▶ **What needs to be done**: Only a number is wanted: how many lines in the listing contain the word "React"?

▶ **Dataset excerpt**:
====
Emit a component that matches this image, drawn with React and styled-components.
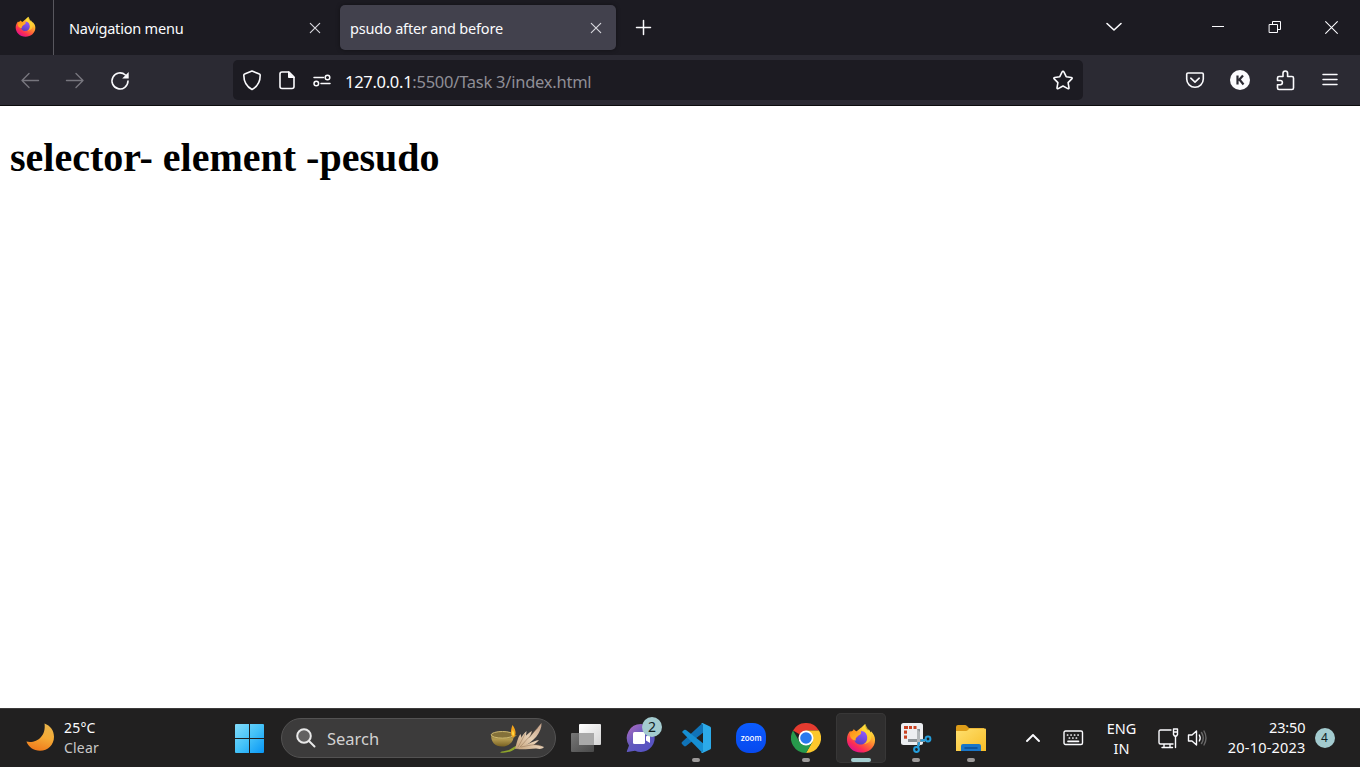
import React from "react";
import styled, { createGlobalStyle } from "styled-components";

const GlobalStyle = createGlobalStyle`
  * { box-sizing: border-box; }
  body {
    margin: 0;
    overflow: hidden;
    background: #fff;
    font-family: "Noto Sans", "Open Sans", sans-serif;
  }
  svg { display: block; flex: none; }
`;

const Screen = styled.div`
  display: flex;
  flex-direction: column;
  width: 1360px;
  height: 767px;
`;

const Label = styled.span`
  font-size: ${(p) => p.$size}px;
  line-height: ${(p) => p.$line || 20}px;
  letter-spacing: ${(p) => p.$track || 0}px;
  color: ${(p) => p.$color || "#fbfbfe"};
  white-space: pre;
`;

/* Browser chrome */
const TabStrip = styled.div`
  display: flex;
  flex: none;
  height: 55px;
  background: #1c1b22;
`;

const PinnedCell = styled.div`
  width: 54px;
  padding: 16px 0 0 15px;
  border-right: 1px solid #58575e;
`;

const Tab = styled.div`
  display: flex;
  align-items: center;
  justify-content: space-between;
  width: ${(p) => (p.$active ? 276 : 286)}px;
  height: 45px;
  margin-top: 5px;
  padding: ${(p) => (p.$active ? "0 14px 0 10px" : "0 19px 0 15px")};
  border-radius: 5px;
  background: ${(p) => (p.$active ? "#42414d" : "transparent")};
  box-shadow: ${(p) => (p.$active ? "0 0 4px rgba(0, 0, 0, 0.4)" : "none")};
`;

const NewTab = styled.div`
  padding: 19px 0 0 19px;
`;

const TabListButton = styled.div`
  display: flex;
  justify-content: center;
  width: 50px;
  margin: 17px 50px 0 auto;
`;

const WindowButton = styled.div`
  display: flex;
  justify-content: center;
  width: 57px;
  padding-top: 20px;
`;

const NavBar = styled.div`
  display: flex;
  flex: none;
  height: 51px;
  padding: 5px 7.5px;
  background: #2b2a33;
  border-bottom: 1px solid #0c0c0d;
`;

const NavButton = styled.div`
  display: flex;
  align-items: center;
  justify-content: center;
  width: 45px;
  height: 40px;
`;

const AddressBar = styled.div`
  display: flex;
  align-items: center;
  width: 850px;
  height: 40px;
  margin: 0 89.5px 0 90.5px;
  padding: 0 8px;
  border-radius: 5px;
  background: #1c1b22;
`;

const AddressIcons = styled.div`
  display: flex;
  gap: 11px;
  margin-right: 7px;
  padding-right: 4px;
  margin-left: -1px;
`;

const AddressText = styled.div`
  flex: 1;
  padding-top: 3px;
  line-height: 24px;
`;

const Page = styled.main`
  flex: 1;
  padding: 27px 10px 0;
  background: #fff;
`;

const Heading = styled.h1`
  margin: 0;
  font: bold 40px/50px "Liberation Serif", serif;
  color: #000;
  white-space: nowrap;
`;

/* Desktop taskbar */
const Taskbar = styled.footer`
  display: flex;
  flex: none;
  height: 59px;
  background: #212020;
  border-top: 1px solid #3c3b3b;
`;

const Weather = styled.div`
  display: flex;
  gap: 10px;
  width: 209px;
  padding: 9px 0 0 26px;
`;

const Lines = styled.div`
  display: flex;
  flex-direction: column;
  align-items: ${(p) => p.$align || "flex-start"};
`;

const MoonSlot = styled.div`
  padding-top: 5px;
`;

const StartButton = styled.div`
  width: 72px;
  padding: 15px 0 0 26px;
`;

const SearchBox = styled.div`
  display: flex;
  align-items: center;
  width: 275px;
  height: 40px;
  margin: 9px 2.5px 0 0;
  padding: 0 9px 0 14px;
  border: 1px solid #535252;
  border-radius: 20px;
  background: #3c3b3b;
`;

const SearchLabel = styled.div`
  flex: 1;
  padding: 2px 0 0 11px;
`;

const AppCell = styled.div`
  display: flex;
  justify-content: center;
  width: 55px;
  padding-top: 4px;
`;

const AppTile = styled.div`
  position: relative;
  display: flex;
  flex-direction: column;
  align-items: center;
  justify-content: space-between;
  width: 50px;
  height: 50px;
  padding: 0 0 1px;
  border-radius: 5px;
  background: ${(p) => (p.$active ? "#2f2e2e" : "transparent")};
  box-shadow: ${(p) => (p.$active ? "inset 0 0 0 1px #383737" : "none")};
`;

const AppGlyph = styled.div`
  display: flex;
  align-items: center;
  height: 32px;
  margin-top: 9px;
`;

const Indicator = styled.div`
  width: ${(p) => (p.$active ? 20 : 8)}px;
  height: 4px;
  border-radius: 2px;
  background: ${(p) => (p.$active ? "#a4cdd0" : "#9c9998")};
`;

const Count = styled.span`
  display: flex;
  align-items: center;
  justify-content: center;
  width: 20px;
  height: 20px;
  border-radius: 50%;
  background: #a3cbcf;
  color: #101c1e;
  font-size: ${(p) => p.$size || 14}px;
  line-height: 20px;
`;

const FloatingCount = styled(Count)`
  position: absolute;
  top: 4px;
  right: 4px;
`;

const Tray = styled.div`
  display: flex;
  flex: 1;
  padding-left: 27px;
`;

const TraySlot = styled.div`
  flex: none;
  width: ${(p) => p.$width}px;
  padding-top: ${(p) => p.$top}px;
`;

const Language = styled(Lines)`
  flex: none;
  width: 60px;
  margin-right: 6px;
  padding-top: 9px;
`;

const Clock = styled(Lines)`
  flex: none;
  width: 90px;
  margin-right: 9px;
  padding-top: 8px;
`;

function Icon({ w, h = w, box, children, ...rest }) {
  return (
    <svg width={w} height={h} viewBox={box || `0 0 ${w} ${h}`} fill="none" stroke="#fbfbfe" strokeWidth="1.6" strokeLinecap="round" strokeLinejoin="round" {...rest}>
      {children}
    </svg>
  );
}

function FirefoxLogo({ size, id }) {
  return (
    <Icon w={size} box="0 0 32 32" stroke="none">
      <defs>
        <linearGradient id={`${id}body`} x1="25" y1="3" x2="8" y2="29" gradientUnits="userSpaceOnUse">
          <stop stopColor="#fff44f" />
          <stop offset=".3" stopColor="#ffb82e" />
          <stop offset=".58" stopColor="#ff6b36" />
          <stop offset=".82" stopColor="#fb2c56" />
          <stop offset="1" stopColor="#e31587" />
        </linearGradient>
        <linearGradient id={`${id}globe`} x1="19" y1="9" x2="14" y2="23" gradientUnits="userSpaceOnUse">
          <stop stopColor="#9059ff" />
          <stop offset="1" stopColor="#5b3fbf" />
        </linearGradient>
        <linearGradient id={`${id}fox`} x1="5" y1="7" x2="17" y2="20" gradientUnits="userSpaceOnUse">
          <stop stopColor="#ff8a16" />
          <stop offset=".55" stopColor="#ffac24" />
          <stop offset="1" stopColor="#ff5a35" />
        </linearGradient>
      </defs>
      <path d="M20.500 1c-.3 3.600 1 5.300 3.100 7.200l.5-1.600c1.100 1 1.700 2.300 2 3.600l.6-1.300C29.300 11.700 31 14.500 31 18c0 8-6.600 13.500-15 13.500S1 25.300 1 17.500c0-4 1.500-7 3.600-9.300.2 1.200.4 1.600.8 2.200L8.500 8l1.700 2c4.200-4.200 6.800-5.300 10.300-9z" fill={`url(#${id}body)`} />
      <path d="M16 8.500c4.500 0 6.700 3.300 6.700 7.200 0 4.500-3 7.300-7 7.300-4.200 0-7.200-3-7-6.500 3-.5 4.300-2.200 5-4 1.800-.6 2.800-1.600 2.300-4z" fill={`url(#${id}globe)`} />
      <path d="M4.800 9c2 0 3-.9 3.500-2.500 1 1.600 2.400 2.700 4.600 3 1 .2 2.100 0 3.300.7-.2 2.100-1.700 2.900-3.800 3.500-1.500 1.500-2.600 3-1.800 5-3-.5-5.500-2-6.200-4.700-.3-1.500-.3-3.500.4-5z" fill={`url(#${id}fox)`} />
      <path d="M17 8.200c3 0 5.700 3.800 5.700 7.500 0 3.300-1.400 5.500-3.600 6.800 5.600-.6 8.500-4.300 7.800-9.400C26.500 10 22.500 6 20.500 1 17.300 3.300 16 5.700 17 8.200z" fill="#ffda35" opacity=".72" />
    </Icon>
  );
}

const CloseIcon = ({ size = 12, color = "#d8d8de", weight = 1.15 }) => (
  <Icon w={size} box="0 0 12 12" stroke={color} strokeWidth={weight}>
    <path d="M1.300 1.300l9.400 9.400M10.700 1.300l-9.400 9.400" />
  </Icon>
);

const MoonIcon = () => (
  <Icon w={28} stroke="none">
    <defs>
      <linearGradient id="moon" x1="20" y1="0" x2="12" y2="28" gradientUnits="userSpaceOnUse">
        <stop stopColor="#e9b54c" />
        <stop offset=".5" stopColor="#f5aa35" />
        <stop offset="1" stopColor="#ef7a1c" />
      </linearGradient>
    </defs>
    <path d="M18.500.5C24.300 2.600 28 7.500 28 13.700 28 21.800 22 27.800 14 27.800 7.500 27.800 2.500 24.200.4 18.600c9.700 2.300 20-5 18.100-18.100z" fill="url(#moon)" />
  </Icon>
);

const WindowsLogo = () => (
  <Icon w={30} stroke="none">
    <defs>
      <linearGradient id="win" x1="0" y1="0" x2="29" y2="29" gradientUnits="userSpaceOnUse">
        <stop stopColor="#83dcfb" />
        <stop offset=".5" stopColor="#44c2f8" />
        <stop offset="1" stopColor="#0896f5" />
      </linearGradient>
    </defs>
    <path d="M1 0h13v14H0V1q0-1 1-1zM15 0h13q1 0 1 1v13H15zM0 15h14v14H1q-1 0-1-1zM15 15h14v13q0 1-1 1H15z" fill="url(#win)" />
  </Icon>
);

const DiyaArt = () => (
  <Icon w={56} h={32} stroke="none">
    <defs>
      <linearGradient id="bowl" x1="0" y1="10" x2="0" y2="26" gradientUnits="userSpaceOnUse">
        <stop stopColor="#72602c" />
        <stop offset=".45" stopColor="#b49b50" />
        <stop offset="1" stopColor="#6c5518" />
      </linearGradient>
      <linearGradient id="husk" x1="28" y1="28" x2="52" y2="4" gradientUnits="userSpaceOnUse">
        <stop stopColor="#c6a47c" />
        <stop offset=".5" stopColor="#e6cfb4" />
        <stop offset="1" stopColor="#c7a58c" />
      </linearGradient>
    </defs>
    <path d="M1 13c0 7 4 11.500 11 11.500S22.500 20.500 23.500 16l3.500-3z" fill="url(#bowl)" />
    <ellipse cx="12.500" cy="12.800" rx="11.300" ry="3.300" fill="#84713a" stroke="#cdb86f" strokeWidth="1" />
    <path d="M22.500 3c-1.800 5-2.500 9.500.3 12.500 3.900-1.500 3.600-7-.3-12.500z" fill="#f3a31b" />
    <path d="M22.700 8c-1 3-.8 5 .5 6 1.500-1.200 1-3.500-.5-6z" fill="#ffdc43" />
    <path d="M10 30.500c2-1.500 5-1.200 8-2.200 4-1.400 6-4.300 11-5.300-5 6-11 8.500-19 7.500z" fill="#8fa62b" />
    <g fill="url(#husk)">
      <path d="M25 27c2-7 2.500-11 5.500-15 1.500 4 1 8-2.500 14z" />
      <path d="M26 27c3-7 5-13 10.500-18-.3 7-2.500 12-7.500 17z" />
      <path d="M27 27c4-8 8-14 15-18-2 7-6 13-12 17z" />
      <path d="M28 26c9-6 15-15 23.500-25C52 10 44 20 31 26z" />
      <path d="M28 26c7-2 14-7 21-8-4 5-10 8-19 8.500z" />
      <path d="M27 27c8-4 18-6 27-2-2 2.500-5 2-8 1.500-6 0-12 1.500-19 .5z" />
    </g>
    <path d="M28 25c3-5 5-9 7-13M30 25c5-5 10-12 18-19M31 25c7-1 14-4 20-1" stroke="#8e6e50" strokeWidth=".5" />
  </Icon>
);

const TaskViewIcon = () => (
  <Icon w={32} h={30} stroke="none">
    <defs>
      <linearGradient id="tvf" x2="1" y2="1"><stop stopColor="#fff" /><stop offset="1" stopColor="#d4d4d4" /></linearGradient>
      <linearGradient id="tvb" x2="1" y2="1"><stop stopColor="#777" /><stop offset="1" stopColor="#494949" /></linearGradient>
    </defs>
    <rect x="1" y="10" width="23" height="19" rx="1" fill="url(#tvb)" />
    <rect x="9" y="1" width="22" height="21" rx="1" fill="url(#tvf)" />
    <path d="M9 10h15v12H9z" fill="#a9a9a9" />
  </Icon>
);

const ChatIcon = () => (
  <Icon w={30} stroke="none">
    <defs>
      <linearGradient id="chat" x1="4" y1="4" x2="24" y2="28" gradientUnits="userSpaceOnUse">
        <stop stopColor="#a267c0" /><stop offset=".45" stopColor="#6259bd" /><stop offset="1" stopColor="#5552c4" />
      </linearGradient>
    </defs>
    <path d="M15 1a14 14 0 1 1-6 26.800L1.500 29q-1 0-.5-1.200L3 22.500A14 14 0 0 1 15 1z" fill="url(#chat)" />
    <rect x="7" y="9" width="12" height="12" rx="1.500" fill="#fff" />
    <path d="M20 13.500l4-2.500v9l-4-2.500z" fill="#fff" />
  </Icon>
);

const CodeIcon = () => (
  <Icon w={32} h={32} stroke="none">
    <path d="M22.500 1L2 20q-1 1 0 2l2 2q1 .8 2 0L24 10z" fill="#1073b8" />
    <path d="M2 10l2-2q1-.7 2 0l18 14-1.500 9z" fill="#168fd3" />
    <path d="M22.500 1l7.500 3.500q1 .5 1 1.500v20q0 1-1 1.500L22.500 31q-.7.200-1.500-.7 2 0 2-2V3.700Q23 1.900 21.200 1.800 22 .8 22.500 1z" fill="#2caae9" />
  </Icon>
);

const ZoomBubble = styled.div`
  display: flex;
  align-items: center;
  justify-content: center;
  width: 30px;
  height: 30px;
  border-radius: 13px;
  background: linear-gradient(#0b5cff, #0749ee);
  color: #fff;
  font: 500 8px/10px "Inter", sans-serif;
`;

const ChromeIcon = () => (
  <Icon w={30} stroke="none">
    <path d="M15 15L2 7.500A15 15 0 0 1 28 7.500H15z" fill="#e53b2f" />
    <path d="M15 15V7.500h13A15 15 0 0 1 15 30l6.500-11.200z" fill="#fcc72c" />
    <path d="M15 15l6.500 3.800L15 30A15 15 0 0 1 2 7.500l6.500 11.300z" fill="#279a4c" />
    <circle cx="15" cy="15" r="7.500" fill="#fff" />
    <circle cx="15" cy="15" r="5.800" fill="#2879ee" />
  </Icon>
);

const SnipIcon = () => (
  <Icon w={32} h={32} stroke="none">
    <rect x="1" y="1" width="22" height="22" rx="2.500" fill="#eceef1" />
    <g fill="#c94223">
      <rect x="4" y="4" width="4" height="3" />
      <rect x="9" y="4" width="3" height="3" />
      <rect x="13.500" y="4" width="3" height="3" />
      <rect x="4" y="8.500" width="3" height="3.200" />
      <rect x="4" y="13.500" width="3" height="3.200" />
    </g>
    <path d="M18.500 7v17M8 18.500h17" stroke="#8c9296" strokeWidth="3" strokeLinecap="butt" />
    <path d="M17 7l3 3v10h-3z" fill="#b3b8bb" />
    <circle cx="16.500" cy="27.500" r="2.400" stroke="#249edc" strokeWidth="2" />
    <circle cx="28" cy="17" r="2.400" stroke="#249edc" strokeWidth="2" />
    <path d="M18 25.500l1-4.500M25.500 18l-4 .6" stroke="#249edc" strokeWidth="2" />
  </Icon>
);

const FolderIcon = () => (
  <Icon w={32} h={30} stroke="none">
    <defs><linearGradient id="folder" x2="1" y2="1"><stop stopColor="#ffe06f" /><stop offset="1" stopColor="#f7bd27" /></linearGradient></defs>
    <path d="M1 4q0-2 2-2h7q1 0 2 1l2 2h15v10H1z" fill="#dd9c18" />
    <path d="M1 8h10q1 0 2-1l1.500-1.500H30q1 0 1 1V28H1z" fill="url(#folder)" />
    <path d="M6 28v-5q0-2 2-2h16q2 0 2 2v5z" fill="#1976c8" />
    <path d="M10 25h12" stroke="#0b4c91" strokeWidth="1.500" />
  </Icon>
);

function TaskbarApp({ children, badge, running, active }) {
  return (
    <AppCell>
      <AppTile $active={active}>
        <AppGlyph>{children}</AppGlyph>
        {badge && <FloatingCount>{badge}</FloatingCount>}
        {running && <Indicator $active={active} />}
      </AppTile>
    </AppCell>
  );
}

export default function App() {
  return (
    <Screen>
      <GlobalStyle />
      <TabStrip>
        <PinnedCell><FirefoxLogo size={21} id="a" /></PinnedCell>
        <Tab>
          <Label $size={14.5} $track={-0.2}>Navigation menu</Label>
          <CloseIcon />
        </Tab>
        <Tab $active>
          <Label $size={14.5} $track={-0.19}>psudo after and before</Label>
          <CloseIcon />
        </Tab>
        <NewTab>
          <Icon w={17} strokeWidth="1.500"><path d="M8.500 1.500v14M1.500 8.500h14" /></Icon>
        </NewTab>
        <TabListButton>
          <Icon w={20}><path d="M3 6.500l7 6.500 7-6.500" /></Icon>
        </TabListButton>
        <WindowButton>
          <Icon w={13} strokeWidth="1" strokeLinecap="butt"><path d="M1 6.500h12" /></Icon>
        </WindowButton>
        <WindowButton>
          <Icon w={13} strokeWidth="1" strokeLinejoin="miter"><path d="M1.500 4.500h8v8h-8zM4.500 4V1.500h8v8H10" /></Icon>
        </WindowButton>
        <WindowButton><CloseIcon size={15} color="#fbfbfe" weight={0.85} /></WindowButton>
      </TabStrip>

      <NavBar>
        <NavButton>
          <Icon w={24} stroke="#77767e" strokeWidth="1.400"><path d="M20.500 12.500H4M11 5.500l-7 7 7 7" /></Icon>
        </NavButton>
        <NavButton>
          <Icon w={24} stroke="#77767e" strokeWidth="1.400"><path d="M3.500 12.500H20M13 5.500l7 7-7 7" /></Icon>
        </NavButton>
        <NavButton>
          <Icon w={24}>
            <path d="M20 13a8 8 0 1 1-2.600-6" strokeWidth="1.600" />
            <path d="M20.700 4v6.500h-6.500z" fill="#fbfbfe" stroke="none" />
          </Icon>
        </NavButton>
        <AddressBar>
          <AddressIcons>
            <Icon w={24}><path d="M12 3l7.400 3q.8.300.8 1.200c0 6.500-2.200 11-8.200 14.300C6 18.200 3.800 13.700 3.800 7.200q0-.9.800-1.200z" /></Icon>
            <Icon w={24}><path d="M7 4h7l5 5v9.500q0 2-2 2H7q-2 0-2-2V6q0-2 2-2z" /><path d="M13.500 4v5.500H19z" fill="#fbfbfe" strokeWidth="1" /></Icon>
            <Icon w={24} strokeWidth="1.500"><path d="M4 9.500h9.500M20 15.500h-9" /><circle cx="17.500" cy="9.500" r="2.300" /><circle cx="6.300" cy="15.500" r="2.300" /></Icon>
          </AddressIcons>
          <AddressText>
            <Label $size={16.5} $track={-0.29}>127.0.0.1</Label>
            <Label $size={16.5} $track={-0.24} $color="#8f8e96">:5500/Task 3/index.html</Label>
          </AddressText>
          <Icon w={24}>
            <path d="M12 3.200q.6 0 .9.700l2.300 4.800 5.200.8q1.400.3.400 1.400l-3.700 3.700.9 5.200q.1 1.400-1.200.8L12 18l-4.800 2.600q-1.300.6-1.200-.8l.9-5.200-3.700-3.700q-1-1.100.4-1.400l5.200-.8 2.300-4.800q.3-.7.900-.7z" />
          </Icon>
        </AddressBar>
        <NavButton>
          <Icon w={24}><path d="M5 5h14q1.300 0 1.300 1.300v4.700a8.300 8.300 0 0 1-16.600 0V6.300Q3.700 5 5 5zM7.800 10.200l4.200 4 4.200-4" /></Icon>
        </NavButton>
        <NavButton>
          <Icon w={24} stroke="none"><circle cx="12" cy="12" r="10" fill="#fbfbfe" /><path d="M9.500 7.500v9M15 7.500l-4.500 5M11.500 11.500l4 5" stroke="#2b2a33" strokeWidth="2.200" strokeLinecap="butt" /></Icon>
        </NavButton>
        <NavButton>
          <Icon w={24}><path d="M6 8.500h4V5.300a2.300 2.300 0 0 1 4.600 0v3.200h4.400q1.500 0 1.500 1.500v10q0 1.500-1.500 1.500H6q-1.500 0-1.500-1.500v-3.300h2.800a2.100 2.100 0 0 0 0-4.200H4.500V10Q4.500 8.500 6 8.500z" /></Icon>
        </NavButton>
        <NavButton>
          <Icon w={24} strokeWidth="1.500"><path d="M5 6.500h14M5 11.500h14M5 16.500h14" /></Icon>
        </NavButton>
      </NavBar>

      <Page><Heading>selector- element -pesudo</Heading></Page>

      <Taskbar>
        <Weather>
          <MoonSlot><MoonIcon /></MoonSlot>
          <Lines>
            <Label $size={14} $track={0.2}>25°C</Label>
            <Label $size={14} $track={0.2} $color="#c9c8c8">Clear</Label>
          </Lines>
        </Weather>
        <StartButton><WindowsLogo /></StartButton>
        <SearchBox>
          <Icon w={20} stroke="#e9e9e9" strokeWidth="2"><circle cx="8" cy="8" r="6.800" fill="#626161" /><path d="M13 13l5.500 5.500" /></Icon>
          <SearchLabel><Label $size={16.5} $color="#d2d1d1">Search</Label></SearchLabel>
          <DiyaArt />
        </SearchBox>
        <TaskbarApp><TaskViewIcon /></TaskbarApp>
        <TaskbarApp badge="2"><ChatIcon /></TaskbarApp>
        <TaskbarApp running><CodeIcon /></TaskbarApp>
        <TaskbarApp><ZoomBubble>zoom</ZoomBubble></TaskbarApp>
        <TaskbarApp running><ChromeIcon /></TaskbarApp>
        <TaskbarApp running active><FirefoxLogo size={30} id="b" /></TaskbarApp>
        <TaskbarApp running><SnipIcon /></TaskbarApp>
        <TaskbarApp running><FolderIcon /></TaskbarApp>
        <Tray>
          <TraySlot $width={37} $top={24}>
            <Icon w={14} h={10} strokeWidth="1.900"><path d="M1 8l6-6 6 6" /></Icon>
          </TraySlot>
          <TraySlot $width={29} $top={21}>
            <Icon w={21} h={16} strokeWidth="1.400">
              <rect x="1" y="1" width="18.500" height="13.500" rx="1.500" />
              <path d="M4.500 5h.2M8 5h.2M11.500 5h.2M15 5h.2M6.300 8h.2M9.800 8h.2M13.300 8h.2M5 11.300h10.500" strokeWidth="1.700" />
            </Icon>
          </TraySlot>
          <Language $align="center">
            <Label $size={14.5}>ENG</Label>
            <Label $size={14.5}>IN</Label>
          </Language>
          <TraySlot $width={29} $top={19}>
            <Icon w={21} h={21} strokeWidth="1.400">
              <path d="M13 2H2.500Q1 2 1 3.500v11Q1 16 2.500 16H15M6 16v3.500M12 16v3.500M4 19.500h10.500" />
              <path d="M15.500 1h4v5.500l-1 1.500h-2l-1-1.500zM15.500 4h4M17.500 8v11.500" />
            </Icon>
          </TraySlot>
          <TraySlot $width={29} $top={19}>
            <Icon w={21} h={20} strokeWidth="1.400">
              <path d="M1.500 7H5l4.500-4v14L5 13H1.500z" /><path d="M12.300 7q1.800 3 0 6" />
              <path d="M14.500 4.500q3.500 5.500 0 11M17 3q4 7 0 14" stroke="#686767" />
            </Icon>
          </TraySlot>
          <Clock $align="flex-end">
            <Label $size={14.5} $track={-0.1}>23:50</Label>
            <Label $size={14.5} $track={0.2}>20-10-2023</Label>
          </Clock>
          <TraySlot $width={20} $top={19}><Count $size={12}>4</Count></TraySlot>
        </Tray>
      </Taskbar>
    </Screen>
  );
}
====
▶ **Task result**: 2